An example of a 10+(!) year technology lead is computational discrete topology. Every large-scale geospatial, graph, et al analysis system is based on it — you can’t build one without it — but there is virtually no literature on how it works and a practical expression of the theory is robustly non-obvious. The same few people continue research and design every kernel for companies/governments. AGI and autonomous systems specifically drive much demand for this tech currently, since it is needed to reason about relationships/behaviors in space-time at scale.
There is no company behind this tech currently but I’ve heard rumors of one being created. It could have a strong feedback loop, not just due to tech exclusivity but because a platform-level implementation would effectively provide a consensus model of physical reality for machines.

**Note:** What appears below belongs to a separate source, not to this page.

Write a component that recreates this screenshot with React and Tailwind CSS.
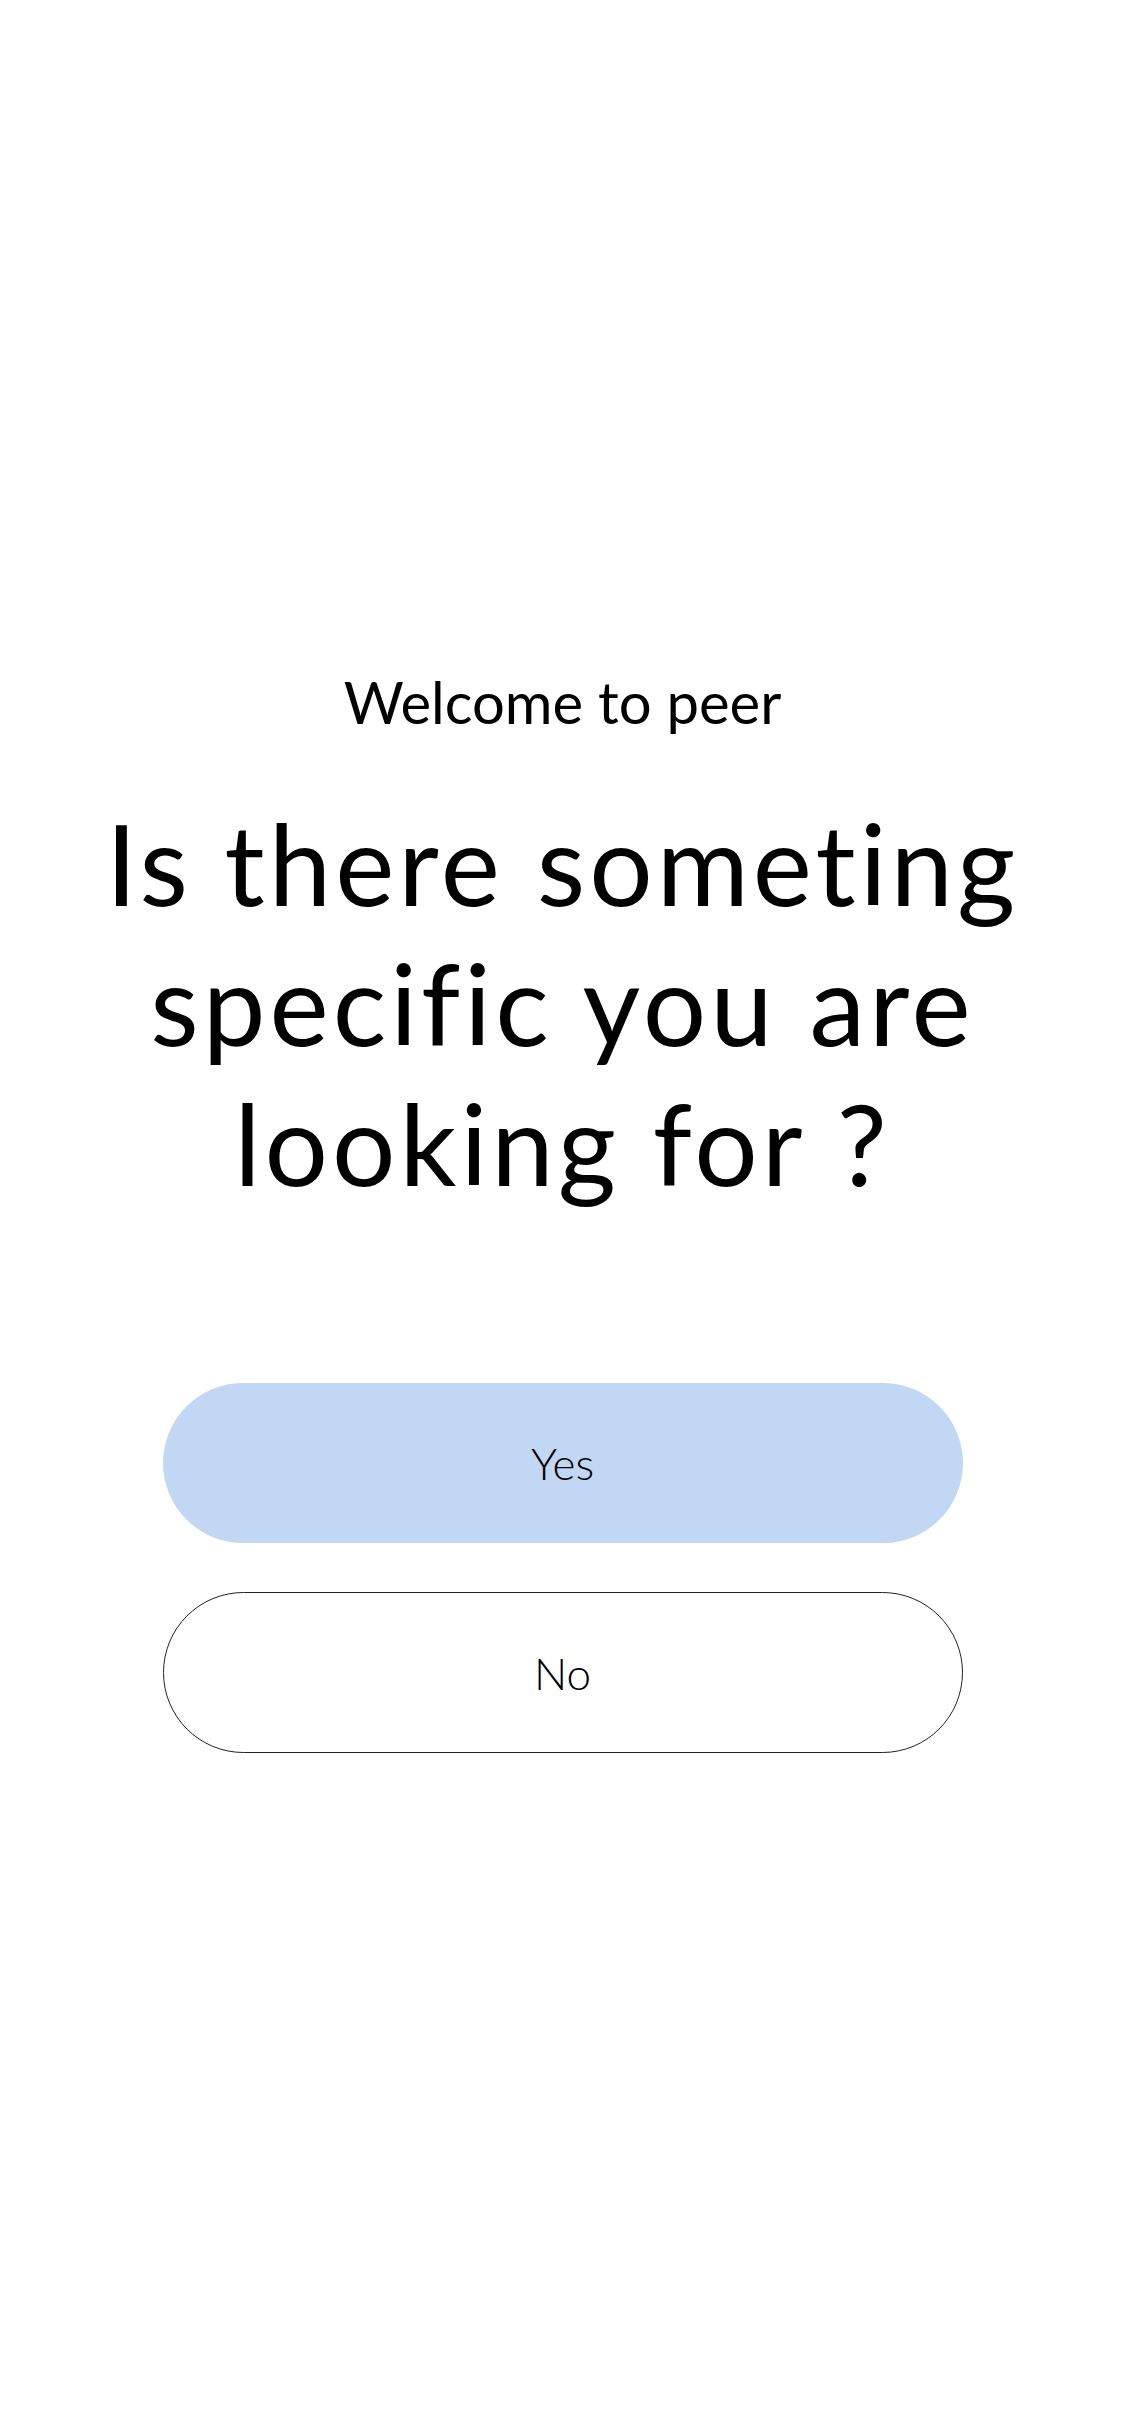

Tangentially, I am aware of AGI research programs working from first principles that have made impressive theoretical CS advances while completely under the radar. It is difficult to determine if any have 3+ year leads on any other program though since that assessment implies global visibility.
Distinguishing between a technological lead and ineffective competition is also important. An example is database engine technology. Some proprietary databases are orders of magnitude more efficient/scalable than any open source comparable, which looks qualitative, but is widely recognized as a product of design quality rather than any technological lead. (see also: Google’s data infrastructure)
Seems untrue to me, and I've benchmarked dozens of databases for dozens of problems.